Quattordici anni. Ecco quanto sono durati i maltrattamenti che una figlia ha subito dalla madre, condannata a Torino a due anni di reclusione, confermati in appello. Umiliazioni che sono iniziate quando la vittima, oggi 24enne, era una bambina.
Per lei c'erano punizioni che ricordavano la pedagogia nera del XVIII secolo e che la giovane donna ha raccontato con sofferenza in aula. Come quando prendeva un brutto voto a scuola ed era costretta a stare in ginocchio sui gusci di noci. "All'epoca frequentavo le elementari - ha ricordato - dovevo sempre prendere il massimo dei voti, altrimenti venivo punita. Rimanevo nell'ingresso di casa, in ginocchio su un giornale cosparso di riso o gusci di noci. Mi lasciava lì fino a quando non ce la facevo più. I segni rimanevano per giorni, ma io non li mostravo a nessuno, avevo paura che mamma passasse dei guai". E proprio quella paura ha impedito alla giovane di denunciare la madre, una donna di origini romene che oggi ha 43 anni. "Non voglio che vada in galera, ma solo che mi lasci vivere tranquilla", ripeteva.
Fino al 20 gennaio 2021, quando, all'età di 20 anni, viene sbattuta fuori di casa, non prima di essere costretta a firmare un foglio nel quale si impegnava a non chiedere soldi per il mantenimento e a non diffamarla con amici e parenti.

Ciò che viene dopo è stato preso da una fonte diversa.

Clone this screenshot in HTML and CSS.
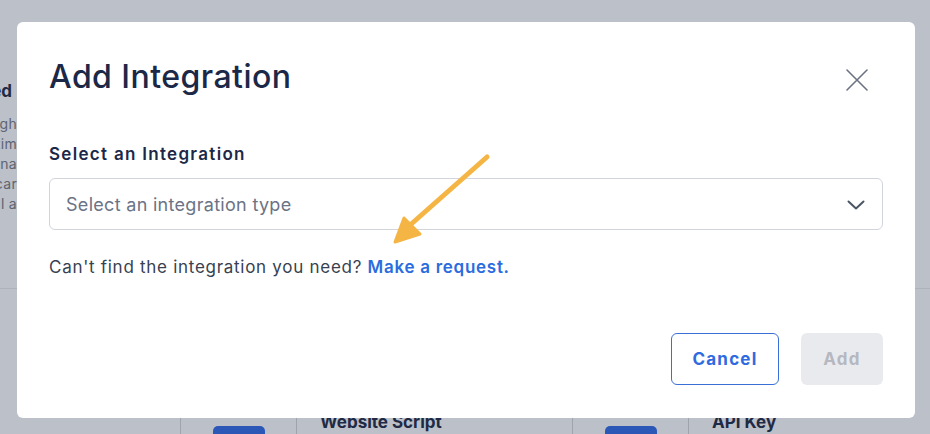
FILE: index.html
```html
<!DOCTYPE html>
<html lang="en">
<head>
<meta charset="utf-8">
<title>Add Integration</title>
<link rel="stylesheet" href="styles.css">
</head>
<body>
<div class="page">
  <div class="intro">
    <div class="intro-clip">
      <h2 class="intro-title">Connected</h2>
      <div class="intro-body">
        <div class="intro-line">through</div>
        <div class="intro-line">tim</div>
        <div class="intro-line">na</div>
        <div class="intro-line">car</div>
        <div class="intro-line">il a</div>
      </div>
    </div>
  </div>
  <div class="cards">
    <div class="card">
      <div class="card-icon"><span class="icon-box"></span></div>
      <div class="card-text">Website Script</div>
    </div>
    <div class="card">
      <div class="card-icon"><span class="icon-box"></span></div>
      <div class="card-text">API Key</div>
    </div>
  </div>
</div>

<div class="modal" role="dialog" aria-labelledby="modal-title">
  <div class="modal-header">
    <h1 id="modal-title" class="modal-title">Add Integration</h1>
    <button class="close-btn" aria-label="Close">
      <svg width="22" height="22" viewBox="0 0 22 22" fill="none" stroke="#6b7280" stroke-width="1.6" stroke-linecap="round"><path d="M1 1L21 21M21 1L1 21"/></svg>
    </button>
  </div>
  <label class="field-label" for="sel">Select an Integration</label>
  <div class="select" id="sel">
    <span class="placeholder">Select an integration type</span>
    <svg class="chevron" width="18" height="10" viewBox="0 0 18 10" fill="none" stroke="#4b5563" stroke-width="2" stroke-linecap="round" stroke-linejoin="round"><path d="M1.5 1.5L9 8.5L16.5 1.5"/></svg>
  </div>
  <p class="help">Can't find the integration you need? <a class="link" href="#">Make a request.</a></p>
  <div class="actions">
    <button class="btn btn-outline">Cancel</button>
    <button class="btn btn-disabled" disabled>Add</button>
  </div>
  <svg class="arrow" width="110" height="100" viewBox="0 0 110 100" fill="none">
    <path d="M105 5L27 74" stroke="#f5b544" stroke-width="5" stroke-linecap="round"/>
    <path d="M13 90L22 66L38 82Z" fill="#f5b544" stroke="#f5b544" stroke-width="3" stroke-linejoin="round"/>
  </svg>
</div>
</body>
</html>
```

FILE: styles.css
```css
* { box-sizing: border-box; }

html, body {
  margin: 0;
  padding: 0;
  height: 100%;
}

body {
  background: #bcc0c8;
  font-family: Inter, "Noto Sans", "Liberation Sans", sans-serif;
  overflow: hidden;
}

.page {
  width: 930px;
  height: 434px;
  overflow: hidden;
}

.intro {
  height: 289px;
  border-bottom: 1px solid #aeb2ba;
  padding-top: 78px;
}

.intro-clip {
  width: 17px;
  overflow: hidden;
  display: flex;
  flex-direction: column;
  align-items: flex-end;
}

.intro-title {
  margin: 0 5px 0 0;
  font-size: 17px;
  line-height: 26px;
  font-weight: 700;
  color: #1f2a44;
  white-space: nowrap;
}

.intro-body {
  margin-top: 10px;
  display: flex;
  flex-direction: column;
  align-items: flex-end;
}

.intro-line {
  font-size: 14px;
  line-height: 20px;
  color: #5d6472;
  white-space: nowrap;
  letter-spacing: 0.3px;
}

.cards {
  display: flex;
  padding-left: 180px;
  height: 145px;
}

.card {
  flex-shrink: 0;
  display: flex;
  width: 392px;
  border-left: 1px solid #9ea3ac;
}

.card-icon {
  width: 116px;
  border-right: 1px solid #9ea3ac;
  display: flex;
  justify-content: center;
  padding-top: 137px;
}

.icon-box {
  display: block;
  width: 52px;
  height: 40px;
  background: #2b57b6;
  border-radius: 5px;
}

.card-text {
  padding: 121px 0 0 23px;
  font-size: 17px;
  line-height: 24px;
  font-weight: 700;
  color: #1f2a44;
}

.modal {
  position: absolute;
  left: 17px;
  top: 22px;
  width: 898px;
  height: 396px;
  background: #ffffff;
  border-radius: 6px;
  padding: 32px 32px 33px 32px;
  display: flex;
  flex-direction: column;
}

.modal-header {
  display: flex;
  justify-content: space-between;
  align-items: center;
  height: 46px;
}

.modal-title {
  margin: 0;
  font-size: 32px;
  line-height: 46px;
  font-weight: 500;
  color: #1b2848;
  letter-spacing: 0.45px;
}

.close-btn {
  background: none;
  border: 0;
  padding: 0;
  margin: 6px 15px 0 0;
  width: 22px;
  height: 22px;
  display: flex;
  cursor: pointer;
}

.field-label {
  margin-top: 42px;
  font-size: 17px;
  line-height: 24px;
  font-weight: 600;
  color: #1b2848;
  letter-spacing: 1.3px;
}

.select {
  margin-top: 12px;
  height: 52px;
  border: 1px solid #d1d5db;
  border-radius: 6px;
  display: flex;
  align-items: center;
  justify-content: space-between;
  padding: 0 17px 0 16px;
}

.placeholder {
  font-size: 18px;
  color: #6b7385;
  letter-spacing: 0.3px;
}

.chevron {
  margin-top: 2px;
}

.help {
  margin: 25px 0 0 0;
  font-size: 17px;
  line-height: 24px;
  color: #374151;
  letter-spacing: 0.72px;
}

.link {
  color: #2b6cde;
  font-weight: 600;
  text-decoration: none;
}

.actions {
  margin-top: auto;
  display: flex;
  justify-content: flex-end;
  gap: 22px;
}

.btn {
  height: 52px;
  border-radius: 6px;
  font-family: inherit;
  font-size: 17px;
  font-weight: 700;
  letter-spacing: 1.2px;
  padding: 0;
}

.btn-outline {
  width: 108px;
  background: #ffffff;
  border: 1px solid #3a6fd8;
  color: #2f6ae0;
}

.btn-disabled {
  width: 82px;
  background: #e9eaee;
  border: 0;
  color: #b5b8c0;
}

.arrow {
  position: absolute;
  left: 365px;
  top: 130px;
}
```
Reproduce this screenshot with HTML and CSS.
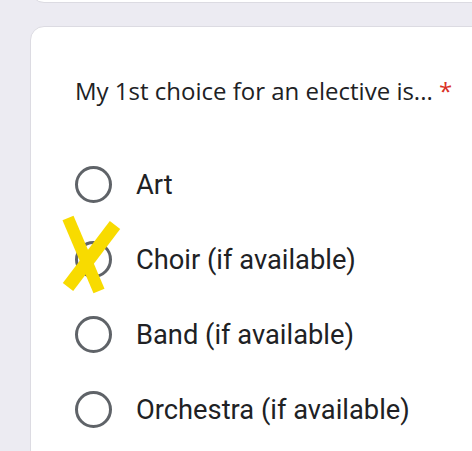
FILE: index.html
```html
<!DOCTYPE html>
<html>
<head>
<meta charset="utf-8">
<link rel="stylesheet" href="styles.css">
</head>
<body>
<div class="page">
  <div class="prev-card"></div>
  <div class="card">
    <div class="question">My 1st choice for an elective is... <span class="req">*</span></div>
    <div class="options">
      <div class="option"><span class="radio"></span><span class="label">Art</span></div>
      <div class="option marked">
        <span class="radio"></span><span class="label">Choir (if available)</span>
        <svg class="scribble" width="70" height="90" viewBox="0 0 70 90">
          <path d="M 13 5 L 44 78" stroke="#f8db00" stroke-width="12" fill="none"/>
          <path d="M 60 12 L 13 74" stroke="#f8db00" stroke-width="13" fill="none"/>
        </svg>
      </div>
      <div class="option"><span class="radio"></span><span class="label">Band (if available)</span></div>
      <div class="option"><span class="radio"></span><span class="label">Orchestra (if available)</span></div>
    </div>
  </div>
</div>
</body>
</html>
```
FILE: styles.css
```css
html, body {
  margin: 0;
  padding: 0;
  background: #ecebf2;
  overflow: hidden;
}
.page {
  width: 472px;
  height: 451px;
  overflow: hidden;
}
.prev-card {
  margin-left: 30px;
  width: 460px;
  height: 40px;
  margin-top: -37px;
  background: #fff;
  border: 1px solid #dcdbe2;
  border-radius: 14px;
  box-sizing: border-box;
}
.card {
  margin-top: 23px;
  margin-left: 30px;
  width: 460px;
  height: 460px;
  background: #fff;
  border: 1px solid #dcdbe2;
  border-radius: 14px;
  box-sizing: border-box;
  padding: 48px 0 0 44px;
}
.question {
  font-family: "Comic Sans MS", "Open Sans", sans-serif;
  font-size: 24px;
  line-height: 32px;
  color: #202124;
}
.req {
  color: #d93025;
}
.options {
  margin-top: 59px;
  display: flex;
  flex-direction: column;
  gap: 38px;
}
.option {
  position: relative;
  display: flex;
  align-items: center;
  height: 37px;
}
.radio {
  width: 37px;
  height: 37px;
  border: 3.5px solid #5f6368;
  border-radius: 50%;
  box-sizing: border-box;
  flex: none;
}
.label {
  margin-left: 24px;
  font-family: Roboto, sans-serif;
  font-size: 27.3px;
  color: #202124;
}
.scribble {
  position: absolute;
  left: -20px;
  top: -28px;
}
```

"Con me hai chiuso - le dice la mamma - Hai un minuto esatto per fare una telefonata e chiedere a qualcuno di aiutarti". L'aiuto arriva da una sua ex insegnante, che per un periodo l'ha ospitata e che soprattutto la convince, quella stessa sera, a rivolgersi alle forze dell'ordine e raccontare tutto. Delle umiliazioni, delle botte e degli insulti. "Mamma mi ripeteva che avrebbe fatto meglio ad abortire. Diceva che non mi poteva più picchiare perché i segni si sarebbero visti. Allora mi ripeteva che non valevo niente, che ero una schifezza di figlia e che avrebbe fatto meglio a non mettermi al mondo. Per me era tutto normale", ha continuato la ragazza, assistita dall'avvocata Caterina Biafora.

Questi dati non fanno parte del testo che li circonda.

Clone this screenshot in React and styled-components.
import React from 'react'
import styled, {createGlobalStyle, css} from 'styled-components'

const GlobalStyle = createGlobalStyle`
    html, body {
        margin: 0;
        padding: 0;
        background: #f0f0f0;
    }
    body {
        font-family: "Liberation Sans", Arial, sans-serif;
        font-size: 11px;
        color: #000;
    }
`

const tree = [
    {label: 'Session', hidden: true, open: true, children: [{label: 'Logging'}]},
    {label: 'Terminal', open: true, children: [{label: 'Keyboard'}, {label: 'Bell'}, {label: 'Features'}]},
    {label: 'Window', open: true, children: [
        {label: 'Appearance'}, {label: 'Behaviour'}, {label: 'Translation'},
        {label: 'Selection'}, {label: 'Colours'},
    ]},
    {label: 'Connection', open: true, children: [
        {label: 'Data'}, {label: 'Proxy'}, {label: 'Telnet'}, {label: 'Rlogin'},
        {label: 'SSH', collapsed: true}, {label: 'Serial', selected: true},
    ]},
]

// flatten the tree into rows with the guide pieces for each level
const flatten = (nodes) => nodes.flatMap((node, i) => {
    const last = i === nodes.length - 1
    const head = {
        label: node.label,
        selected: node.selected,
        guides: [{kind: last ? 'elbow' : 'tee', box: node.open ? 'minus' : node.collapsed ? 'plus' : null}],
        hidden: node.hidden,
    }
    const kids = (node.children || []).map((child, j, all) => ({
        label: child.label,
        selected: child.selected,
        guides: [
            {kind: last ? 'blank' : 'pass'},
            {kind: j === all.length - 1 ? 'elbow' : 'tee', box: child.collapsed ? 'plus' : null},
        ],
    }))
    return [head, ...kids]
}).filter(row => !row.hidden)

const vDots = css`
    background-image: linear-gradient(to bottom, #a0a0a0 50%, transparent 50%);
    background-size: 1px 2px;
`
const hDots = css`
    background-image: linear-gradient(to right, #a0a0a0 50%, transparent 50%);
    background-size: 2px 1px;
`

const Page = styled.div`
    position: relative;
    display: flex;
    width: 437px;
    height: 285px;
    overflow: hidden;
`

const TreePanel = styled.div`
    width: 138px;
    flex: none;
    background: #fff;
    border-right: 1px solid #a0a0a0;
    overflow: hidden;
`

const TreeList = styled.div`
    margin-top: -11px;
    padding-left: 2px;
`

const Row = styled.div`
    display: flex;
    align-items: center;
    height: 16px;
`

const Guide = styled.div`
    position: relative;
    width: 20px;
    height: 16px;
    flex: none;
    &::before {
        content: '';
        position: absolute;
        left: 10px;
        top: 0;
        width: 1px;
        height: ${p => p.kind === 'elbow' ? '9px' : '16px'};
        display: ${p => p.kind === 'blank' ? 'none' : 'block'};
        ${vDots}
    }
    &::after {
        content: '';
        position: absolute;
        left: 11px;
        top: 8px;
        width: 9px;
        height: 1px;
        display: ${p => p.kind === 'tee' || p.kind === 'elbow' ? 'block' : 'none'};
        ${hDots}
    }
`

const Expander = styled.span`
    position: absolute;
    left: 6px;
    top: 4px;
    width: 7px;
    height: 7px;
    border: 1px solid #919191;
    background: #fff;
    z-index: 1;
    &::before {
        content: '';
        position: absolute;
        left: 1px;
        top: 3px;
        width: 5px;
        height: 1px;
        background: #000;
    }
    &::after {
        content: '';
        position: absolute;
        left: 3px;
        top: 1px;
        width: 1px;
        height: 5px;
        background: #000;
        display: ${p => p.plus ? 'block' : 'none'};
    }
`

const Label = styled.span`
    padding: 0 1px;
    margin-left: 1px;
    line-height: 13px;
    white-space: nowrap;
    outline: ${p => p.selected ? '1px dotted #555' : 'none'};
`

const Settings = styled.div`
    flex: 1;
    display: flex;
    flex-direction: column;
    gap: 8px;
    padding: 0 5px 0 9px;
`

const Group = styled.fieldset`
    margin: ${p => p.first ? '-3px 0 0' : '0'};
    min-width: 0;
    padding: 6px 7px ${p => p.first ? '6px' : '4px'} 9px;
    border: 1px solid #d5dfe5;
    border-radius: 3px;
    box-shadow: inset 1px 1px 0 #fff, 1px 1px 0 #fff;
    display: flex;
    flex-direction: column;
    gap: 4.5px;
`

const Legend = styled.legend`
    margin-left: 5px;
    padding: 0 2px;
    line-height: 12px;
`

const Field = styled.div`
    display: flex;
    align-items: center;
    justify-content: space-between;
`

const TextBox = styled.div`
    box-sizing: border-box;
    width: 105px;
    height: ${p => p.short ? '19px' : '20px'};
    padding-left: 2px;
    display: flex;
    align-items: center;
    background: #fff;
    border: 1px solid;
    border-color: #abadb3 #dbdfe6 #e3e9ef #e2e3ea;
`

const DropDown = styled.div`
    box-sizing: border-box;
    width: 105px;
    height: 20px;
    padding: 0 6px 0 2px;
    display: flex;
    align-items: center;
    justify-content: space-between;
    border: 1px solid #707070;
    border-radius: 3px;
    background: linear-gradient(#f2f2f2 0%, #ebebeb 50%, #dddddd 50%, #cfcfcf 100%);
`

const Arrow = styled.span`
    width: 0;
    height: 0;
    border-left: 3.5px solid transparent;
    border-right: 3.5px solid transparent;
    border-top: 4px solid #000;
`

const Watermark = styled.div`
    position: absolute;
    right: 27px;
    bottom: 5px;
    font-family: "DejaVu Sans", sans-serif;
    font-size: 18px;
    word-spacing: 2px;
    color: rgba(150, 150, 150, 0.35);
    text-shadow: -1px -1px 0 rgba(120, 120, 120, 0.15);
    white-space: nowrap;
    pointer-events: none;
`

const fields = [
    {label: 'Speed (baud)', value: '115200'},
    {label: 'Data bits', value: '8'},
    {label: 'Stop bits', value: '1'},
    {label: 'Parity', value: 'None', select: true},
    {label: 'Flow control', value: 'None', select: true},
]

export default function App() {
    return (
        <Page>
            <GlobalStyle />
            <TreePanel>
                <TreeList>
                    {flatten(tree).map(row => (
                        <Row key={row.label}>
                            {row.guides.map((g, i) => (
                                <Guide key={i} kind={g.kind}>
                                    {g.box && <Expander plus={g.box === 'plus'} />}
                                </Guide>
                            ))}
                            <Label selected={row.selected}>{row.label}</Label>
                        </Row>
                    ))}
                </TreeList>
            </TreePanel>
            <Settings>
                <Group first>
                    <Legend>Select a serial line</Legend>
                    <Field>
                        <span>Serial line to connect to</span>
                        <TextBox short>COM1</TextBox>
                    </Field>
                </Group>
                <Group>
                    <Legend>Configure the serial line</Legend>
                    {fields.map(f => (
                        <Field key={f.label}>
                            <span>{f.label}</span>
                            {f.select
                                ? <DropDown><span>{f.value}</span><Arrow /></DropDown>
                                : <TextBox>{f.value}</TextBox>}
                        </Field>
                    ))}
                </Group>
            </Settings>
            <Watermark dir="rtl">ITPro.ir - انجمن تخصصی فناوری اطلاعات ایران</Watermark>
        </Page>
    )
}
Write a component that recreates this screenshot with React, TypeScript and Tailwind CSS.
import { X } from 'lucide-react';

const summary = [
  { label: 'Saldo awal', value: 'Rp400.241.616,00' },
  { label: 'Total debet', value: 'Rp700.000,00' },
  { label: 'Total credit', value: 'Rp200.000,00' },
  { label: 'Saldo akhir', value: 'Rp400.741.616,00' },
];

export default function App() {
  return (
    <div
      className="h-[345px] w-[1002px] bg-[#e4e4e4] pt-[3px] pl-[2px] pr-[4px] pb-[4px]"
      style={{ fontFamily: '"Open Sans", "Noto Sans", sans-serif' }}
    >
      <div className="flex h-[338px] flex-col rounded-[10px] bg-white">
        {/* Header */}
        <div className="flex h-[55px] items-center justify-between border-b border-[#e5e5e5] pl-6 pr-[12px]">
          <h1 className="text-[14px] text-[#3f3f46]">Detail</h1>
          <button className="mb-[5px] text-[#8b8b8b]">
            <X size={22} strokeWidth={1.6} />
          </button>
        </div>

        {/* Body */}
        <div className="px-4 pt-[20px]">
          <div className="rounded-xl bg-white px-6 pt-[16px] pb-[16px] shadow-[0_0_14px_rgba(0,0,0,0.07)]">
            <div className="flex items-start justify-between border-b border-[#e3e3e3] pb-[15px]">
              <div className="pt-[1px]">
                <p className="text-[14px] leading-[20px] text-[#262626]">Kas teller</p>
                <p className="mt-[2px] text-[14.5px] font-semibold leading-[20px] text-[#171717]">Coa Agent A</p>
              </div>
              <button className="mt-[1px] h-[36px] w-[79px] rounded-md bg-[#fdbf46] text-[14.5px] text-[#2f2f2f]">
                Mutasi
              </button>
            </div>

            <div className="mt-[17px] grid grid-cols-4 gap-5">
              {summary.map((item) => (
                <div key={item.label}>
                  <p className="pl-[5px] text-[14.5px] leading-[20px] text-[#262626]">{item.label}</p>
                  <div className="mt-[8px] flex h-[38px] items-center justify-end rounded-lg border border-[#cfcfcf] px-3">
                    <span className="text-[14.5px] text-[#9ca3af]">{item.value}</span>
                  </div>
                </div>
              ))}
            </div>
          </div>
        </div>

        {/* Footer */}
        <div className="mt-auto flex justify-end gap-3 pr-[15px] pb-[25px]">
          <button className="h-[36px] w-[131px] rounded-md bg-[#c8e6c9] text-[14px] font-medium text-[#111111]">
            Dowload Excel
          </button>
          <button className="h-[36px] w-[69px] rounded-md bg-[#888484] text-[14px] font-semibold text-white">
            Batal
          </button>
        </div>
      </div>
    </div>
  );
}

"Solo crescendo e confrontandomi con i miei compagni mi sono resa conto che i metodi utilizzati da mia mamma erano del tutto errati". Negli atti dell'inchiesta si leggono anche dei divieti di uscire con le amiche o di ospitarle a casa e dei controlli ossessivi. "Ha voluto la password del tablet per leggere il mio diario segreto", dice agli inquirenti. Dopo aver letto, la donna prese la testa di sua figlia e gliela sbatté sullo schermo, spaccando il vetro.